[Aim]
Skip all pictures. Write out the data below from its first line through the line that contains "number; x?: number;".

[Data lines]
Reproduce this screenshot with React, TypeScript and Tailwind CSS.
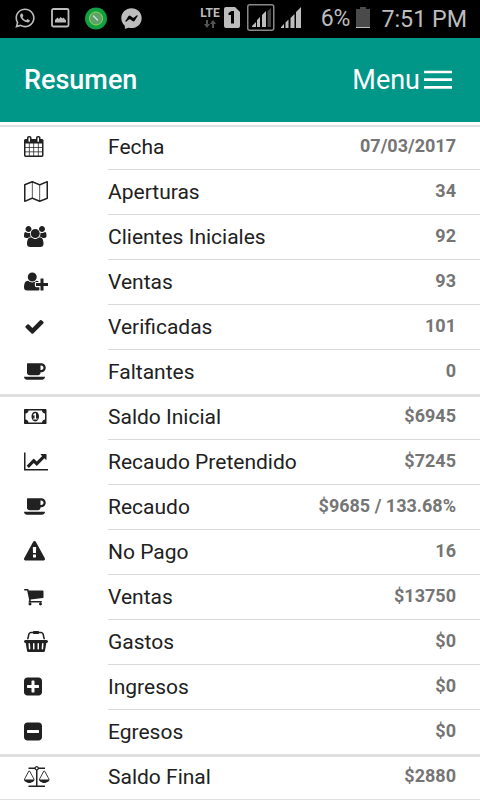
import { FaFacebookMessenger, FaWhatsapp } from "react-icons/fa";

type Icon = { w: number; x?: number; d: string };

// every glyph sits on a 1792 unit em, w is how wide it is
const icons: Record<string, Icon> = {
  calendar: {
    x: 64,
    w: 1664,
    d: "M192 1664h288v-288h-288v288zm352 0h320v-288h-320v288zm-352-352h288v-320h-288v320zm352 0h320v-320h-320v320zm-352-384h288v-288h-288v288zm736 736h320v-288h-320v288zm-384-736h320v-288h-320v288zm768 736h288v-288h-288v288zm-384-352h320v-320h-320v320zm-352-864v-288q0-13-9.5-22.5t-22.5-9.5h-64q-13 0-22.5 9.5t-9.5 22.5v288q0 13 9.5 22.5t22.5 9.5h64q13 0 22.5-9.5t9.5-22.5zm736 864h288v-320h-288v320zm-384-384h320v-288h-320v288zm384 0h288v-288h-288v288zm32-480v-288q0-13-9.5-22.5t-22.5-9.5h-64q-13 0-22.5 9.5t-9.5 22.5v288q0 13 9.5 22.5t22.5 9.5h64q13 0 22.5-9.5t9.5-22.5zm384-64v1280q0 52-38 90t-90 38h-1408q-52 0-90-38t-38-90v-1280q0-52 38-90t90-38h128v-96q0-66 47-113t113-47h64q66 0 113 47t47 113v96h384v-96q0-66 47-113t113-47h64q66 0 113 47t47 113v96h128q52 0 90 38t38 90z",
  },
  map: {
    w: 2048,
    d: "M2020 11q28 20 28 53v1408q0 20-11 36t-29 23l-640 256q-24 11-48 0l-616-246-616 246q-10 5-24 5-19 0-36-11-28-20-28-53v-1408q0-20 11-36t29-23l640-256q24-11 48 0l616 246 616-246q32-13 60 6zM736 146v1270l576 230v-1270zM128 363v1270l544-217v-1270zM1920 1429v-1270l-544 217v1270z",
  },
  users: {
    w: 1920,
    d: "M593 896q-162 5-265 128h-134q-82 0-138-40.5t-56-118.5q0-353 124-353 6 0 43.5 21t97.5 42.5 119 21.5q67 0 133-23-5 37-5 66 0 159 81 256zm1071 637q0 120-73 189.5t-194 69.5h-874q-121 0-194-69.5t-73-189.5q0-53 3.5-103.5t14-109 26.5-108.5 43-97.5 62-81 85.5-53.5 111.5-20q10 0 43 21.5t73 48 107 48 135 21.5 135-21.5 107-48 73-48 43-21.5q61 0 111.5 20t85.5 53.5 62 81 43 97.5 26.5 108.5 14 109 3.5 103.5zm-1024-1277q0 106-75 181t-181 75-181-75-75-181 75-181 181-75 181 75 75 181zm704 384q0 159-112.5 271.5t-271.5 112.5-271.5-112.5-112.5-271.5 112.5-271.5 271.5-112.5 271.5 112.5 112.5 271.5zm576 225q0 78-56 118.5t-138 40.5h-134q-103-123-265-128 81-97 81-256 0-29-5-66 66 23 133 23 59 0 119-21.5t97.5-42.5 43.5-21q124 0 124 353zm-128-609q0 106-75 181t-181 75-181-75-75-181 75-181 181-75 181 75 75 181z",
  },
  userPlus: {
    w: 2048,
    d: "M704 896q-159 0-271.5-112.5t-112.5-271.5 112.5-271.5 271.5-112.5 271.5 112.5 112.5 271.5-112.5 271.5-271.5 112.5zm960 128h352q13 0 22.5 9.5t9.5 22.5v192q0 13-9.5 22.5t-22.5 9.5h-352v352q0 13-9.5 22.5t-22.5 9.5h-192q-13 0-22.5-9.5t-9.5-22.5v-352h-352q-13 0-22.5-9.5t-9.5-22.5v-192q0-13 9.5-22.5t22.5-9.5h352v-352q0-13 9.5-22.5t22.5-9.5h192q13 0 22.5 9.5t9.5 22.5v352zm-736 224q0 52 38 90t90 38h256v238q-68 50-171 50h-874q-121 0-194-69t-73-190q0-53 3.5-103.5t14-109 26.5-108.5 43-97.5 62-81 85.5-53.5 111.5-20q19 0 39 17 79 61 154.5 91.5t164.5 30.5 164.5-30.5 154.5-91.5q20-17 39-17 132 0 217 96h-223q-52 0-90 38t-38 90v192z",
  },
  check: {
    w: 1792,
    d: "M1671 566q0 40-28 68l-724 724-136 136q-28 28-68 28t-68-28l-136-136-362-362q-28-28-28-68t28-68l136-136q28-28 68-28t68 28l294 295 656-657q28-28 68-28t68 28l136 136q28 28 28 68z",
  },
  coffee: {
    w: 1920,
    d: "M1664 576q0-80-56-136t-136-56h-64v384h64q80 0 136-56t56-136zm-1664 768h1792q0 106-75 181t-181 75h-1280q-106 0-181-75t-75-181zm1856-768q0 159-112.5 271.5t-271.5 112.5h-64v32q0 92-66 158t-158 66h-704q-92 0-158-66t-66-158v-736q0-26 19-45t45-19h1152q159 0 271.5 112.5t112.5 271.5z",
  },
  money: {
    w: 1920,
    d: "M768 1152h384v-96h-128v-448h-114l-148 137 77 80q42-37 55-57h2v288h-128v96zm512-256q0 70-21 142t-59.5 134-101.5 101-138 39-138-39-101.5-101-59.5-134-21-142 21-142 59.5-134 101.5-101 138-39 138 39 101.5 101 59.5 134 21 142zm512 256v-512q-106 0-181-75t-75-181h-1152q0 106-75 181t-181 75v512q106 0 181 75t75 181h1152q0-106 75-181t181-75zm128-832v1152q0 26-19 45t-45 19h-1792q-26 0-45-19t-19-45v-1152q0-26 19-45t45-19h1792q26 0 45 19t19 45z",
  },
  chart: {
    w: 2048,
    d: "M2048 1536v128h-2048v-1536h128v1408h1920zm-128-1248v435q0 21-19.5 29.5t-35.5-7.5l-121-121-633 633q-10 10-23 10t-23-10l-233-233-416 416-192-192 585-585q10-10 23-10t23 10l233 233 464-464-121-121q-16-16-7.5-35.5t29.5-19.5h435q14 0 23 9t9 23z",
  },
  warning: {
    w: 1792,
    d: "M1024 1375v-190q0-14-9.5-23.5t-22.5-9.5h-192q-13 0-22.5 9.5t-9.5 23.5v190q0 14 9.5 23.5t22.5 9.5h192q13 0 22.5-9.5t9.5-23.5zm-2-374l18-459q0-12-10-19-13-11-24-11h-220q-11 0-24 11-10 7-10 21l17 457q0 10 10 16.5t24 6.5h185q14 0 23.5-6.5t10.5-16.5zm-14-934l768 1408q35 63-2 126-17 29-46.5 46t-63.5 17h-1536q-34 0-63.5-17t-46.5-46q-37-63-2-126l768-1408q17-31 47-49t65-18 65 18 47 49z",
  },
  cart: {
    x: 64,
    w: 1664,
    d: "M704 1536q0 52-38 90t-90 38-90-38-38-90 38-90 90-38 90 38 38 90zm896 0q0 52-38 90t-90 38-90-38-38-90 38-90 90-38 90 38 38 90zm128-1088v512q0 24-16.5 42.5t-40.5 21.5l-1044 122q13 60 13 70 0 16-24 64h920q26 0 45 19t19 45-19 45-45 19h-1024q-26 0-45-19t-19-45q0-11 8-31.5t16-36 21.5-40 15.5-29.5l-177-823h-204q-26 0-45-19t-19-45 19-45 45-19h256q16 0 28.5 6.5t19.5 15.5 13 24.5 8 26 5.5 29.5 4.5 26h1201q26 0 45 19t19 45z",
  },
  basket: {
    w: 2048,
    d: "M1920 768q53 0 90.5 37.5t37.5 90.5-37.5 90.5-90.5 37.5h-15l-115 662q-8 46-44 76t-82 30h-1280q-46 0-82-30t-44-76l-115-662h-15q-53 0-90.5-37.5t-37.5-90.5 37.5-90.5 90.5-37.5h1792zm-1435 800q26-2 43.5-22.5t15.5-46.5l-32-416q-2-26-22.5-43.5t-46.5-15.5-43.5 22.5-15.5 46.5l32 416q2 25 20.5 42t43.5 17h5zm411-64v-416q0-26-19-45t-45-19-45 19-19 45v416q0 26 19 45t45 19 45-19 19-45zm384 0v-416q0-26-19-45t-45-19-45 19-19 45v416q0 26 19 45t45 19 45-19 19-45zm352 5l32-416q2-26-15.5-46.5t-43.5-22.5-46.5 15.5-22.5 43.5l-32 416q-2 26 15.5 46.5t43.5 22.5h5q25 0 43.5-17t20.5-42zm-1156-1217l-93 412h-132l101-441q19-88 89-143.5t160-55.5h167q0-26 19-45t45-19h384q26 0 45 19t19 45h167q90 0 160 55.5t89 143.5l101 441h-132l-93-412q-11-44-45.5-72t-79.5-28h-167q0 26-19 45t-45 19h-384q-26 0-45-19t-19-45h-167q-45 0-79.5 28t-45.5 72z",
  },
  plus: {
    x: 128,
    w: 1536,
    d: "M1408 960v-128q0-26-19-45t-45-19h-320v-320q0-26-19-45t-45-19h-128q-26 0-45 19t-19 45v320h-320q-26 0-45 19t-19 45v128q0 26 19 45t45 19h320v320q0 26 19 45t45 19h128q26 0 45-19t19-45v-320h320q26 0 45-19t19-45zm256-544v960q0 119-84.5 203.5t-203.5 84.5h-960q-119 0-203.5-84.5t-84.5-203.5v-960q0-119 84.5-203.5t203.5-84.5h960q119 0 203.5 84.5t84.5 203.5z",
  },
  minus: {
    x: 128,
    w: 1536,
    d: "M1408 960v-128q0-26-19-45t-45-19h-896q-26 0-45 19t-19 45v128q0 26 19 45t45 19h896q26 0 45-19t19-45zm256-544v960q0 119-84.5 203.5t-203.5 84.5h-960q-119 0-203.5-84.5t-84.5-203.5v-960q0-119 84.5-203.5t203.5-84.5h960q119 0 203.5 84.5t84.5 203.5z",
  },
  scale: {
    w: 2176,
    d: "M1728 448l-384 704h768zm-1280 0l-384 704h768zm821-192q-14 40-45.5 71.5t-71.5 45.5v1291h608q14 0 23 9t9 23v64q0 14-9 23t-23 9h-1344q-14 0-23-9t-9-23v-64q0-14 9-23t23-9h608v-1291q-40-14-71.5-45.5t-45.5-71.5h-491q-14 0-23-9t-9-23v-64q0-14 9-23t23-9h491q21-57 70-92.5t111-35.5 111 35.5 70 92.5h491q14 0 23 9t9 23v64q0 14-9 23t-23 9h-491zm-181 16q33 0 56.5-23.5t23.5-56.5-23.5-56.5-56.5-23.5-56.5 23.5-23.5 56.5 23.5 56.5 56.5 23.5zm1088 880q0 73-46.5 131t-117.5 91-144.5 49.5-139.5 16.5-139.5-16.5-144.5-49.5-117.5-91-46.5-131q0-11 35-81t92-174.5 107-195.5 102-184 56-100q18-33 56-33t56 33q4 7 56 100t102 184 107 195.5 92 174.5 35 81zm-1280 0q0 73-46.5 131t-117.5 91-144.5 49.5-139.5 16.5-139.5-16.5-144.5-49.5-117.5-91-46.5-131q0-11 35-81t92-174.5 107-195.5 102-184 56-100q18-33 56-33t56 33q4 7 56 100t102 184 107 195.5 92 174.5 35 81z",
  },
};

const groups = [
  [
    { icon: "calendar", label: "Fecha", value: "07/03/2017" },
    { icon: "map", label: "Aperturas", value: "34" },
    { icon: "users", label: "Clientes Iniciales", value: "92" },
    { icon: "userPlus", label: "Ventas", value: "93" },
    { icon: "check", label: "Verificadas", value: "101" },
    { icon: "coffee", label: "Faltantes", value: "0" },
  ],
  [
    { icon: "money", label: "Saldo Inicial", value: "$6945" },
    { icon: "chart", label: "Recaudo Pretendido", value: "$7245" },
    { icon: "coffee", label: "Recaudo", value: "$9685 / 133.68%" },
    { icon: "warning", label: "No Pago", value: "16" },
    { icon: "cart", label: "Ventas", value: "$13750" },
    { icon: "basket", label: "Gastos", value: "$0" },
    { icon: "plus", label: "Ingresos", value: "$0" },
    { icon: "minus", label: "Egresos", value: "$0" },
  ],
  [{ icon: "scale", label: "Saldo Final", value: "$2880" }],
];

function RowIcon({ name }: { name: string }) {
  const { x = 0, w, d } = icons[name];
  return (
    <svg
      viewBox={`${x} 0 ${w} 1792`}
      width={(w * 21) / 1792}
      height={21}
      className="block fill-[#212121]"
    >
      <path d={d} />
    </svg>
  );
}

function StatusBar() {
  return (
    <div className="h-[38px] bg-black flex items-center justify-between pl-[14px] pr-[13px] text-[#bdbdbd]">
      <div className="flex items-center pb-[2px]">
        <FaWhatsapp size={22} />
        <svg width="19" height="20" viewBox="0 0 19 20" className="ml-[15px]">
          <rect x="1" y="1" width="16.5" height="17.5" rx="1.5" fill="none" stroke="currentColor" strokeWidth="1.8" />
          <path d="M4 14.500v-2.500l2.500-2.500 1.500 1.500 1.500-2 2 1.500 1-1 2.500 3v2z" fill="currentColor" />
        </svg>
        <svg width="22" height="23" viewBox="0 0 22 23" className="ml-[15px]">
          <circle cx="11" cy="11.500" r="11" fill="#12a045" />
          <circle cx="11" cy="11.500" r="6.500" fill="#5fa06c" stroke="#8fdc4a" strokeWidth="1" />
          <path d="M8.500 9l4 4" stroke="#d5e8d5" strokeWidth="1.300" strokeLinecap="round" />
        </svg>
        <FaFacebookMessenger size={21} className="ml-[14px]" />
      </div>

      <div className="flex items-center">
        <div className="flex flex-col items-center pb-[3px]">
          <div className="text-[12px] leading-[12px] font-bold">LTE</div>
          <svg width="12" height="8" viewBox="0 0 12 8" className="mt-[1px] fill-[#555]">
            <path d="M2 0h2v4h2l-3 4-3-4h2zM8 8h2V4h2L9 0 6 4h2z" />
          </svg>
        </div>
        <svg width="17" height="22" viewBox="0 0 17 22" className="ml-[4px] mb-[2px]">
          <path d="M2 0h9l5 5v14a2 2 0 0 1-2 2H2a2 2 0 0 1-2-2V2a2 2 0 0 1 2-2z" fill="currentColor" />
          <path d="M7 16.500V8H4.500V6l3-2h2.500v12.500z" fill="#000" />
        </svg>
        <svg width="28" height="28" viewBox="0 0 28 28" className="ml-[6px] mb-[2px]">
          <rect x="0.750" y="0.750" width="26" height="25.500" rx="2" fill="none" stroke="#888" strokeWidth="1.500" />
          <path d="M5 23v-1l4-4v5zM10 23v-7l3-3v10zM15 23V11l4-4v16z" fill="currentColor" />
          <path d="M20.500 23V7l3.500-3v19z" fill="#444" />
        </svg>
        <svg width="20" height="22" viewBox="0 0 20 22" className="ml-[6px] mb-[3px]">
          <path d="M0 21v-1l3-3v4zM4.500 21v-5.500l3-3V21zM9.500 21V11l4-4v14zM15 21V5l5-5v21z" fill="currentColor" />
        </svg>
        <div className="ml-[20px] text-[23px] leading-[28px]">6%</div>
        <svg width="14" height="21" viewBox="0 0 14 21" className="ml-[6px] mb-[3px]">
          <path d="M0 2h4V0h6v2h4v19H0z" fill="#4a4a4a" />
          <path d="M0 20h14v1H0z" fill="#bdbdbd" />
        </svg>
        <div className="ml-[11px] text-[23.250px] leading-[28px]">7:51 PM</div>
      </div>
    </div>
  );
}

export default function App() {
  return (
    <div className="w-[480px] h-[800px] overflow-hidden bg-white font-['Roboto',sans-serif]">
      <StatusBar />

      <div className="h-[84px] bg-[#009688] text-white flex items-center justify-between pl-[24px] pr-[28px]">
        <div className="text-[27px] font-medium">Resumen</div>
        <div className="flex items-center text-[27px]">
          Menu
          <svg width="28" height="20" viewBox="0 0 28 20" className="ml-[4px]">
            <path d="M0 2h28M0 9.700h28M0 17.400h28" stroke="#fff" strokeWidth="2.700" />
          </svg>
        </div>
      </div>

      <div className="pt-[3px]">
        {groups.map((rows, g) => (
          <div
            key={g}
            className={`relative border-[#e0e0e0] ${g === 0 ? "border-t-2" : "-mt-px border-t-3"}`}
          >
            {rows.map((row, i) => (
              <div
                key={row.label}
                className={`flex pl-[24px] ${i === 0 ? "h-[43px]" : "h-[45px]"}`}
              >
                <div className="w-[84px] flex items-end pb-[13px]">
                  <RowIcon name={row.icon} />
                </div>
                <div
                  className={`flex-1 flex items-end justify-between pr-[24px] ${
                    i < rows.length - 1 ? "border-b border-[#d9d9d9]" : "pb-px"
                  }`}
                >
                  <div className="pb-[9px] text-[21px] leading-[26px] text-[#212121]">{row.label}</div>
                  <div className="pb-[10px] text-[18px] leading-[26px] font-bold text-[#757575]">{row.value}</div>
                </div>
              </div>
            ))}
          </div>
        ))}
        <div className="relative -mt-px h-[2px] bg-[#e0e0e0]"></div>
      </div>
    </div>
  );
}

[Result]
Reproduce this screenshot with React, TypeScript and Tailwind CSS.
import { FaFacebookMessenger, FaWhatsapp } from "react-icons/fa";

type Icon = { w: number; x?: number; d: string };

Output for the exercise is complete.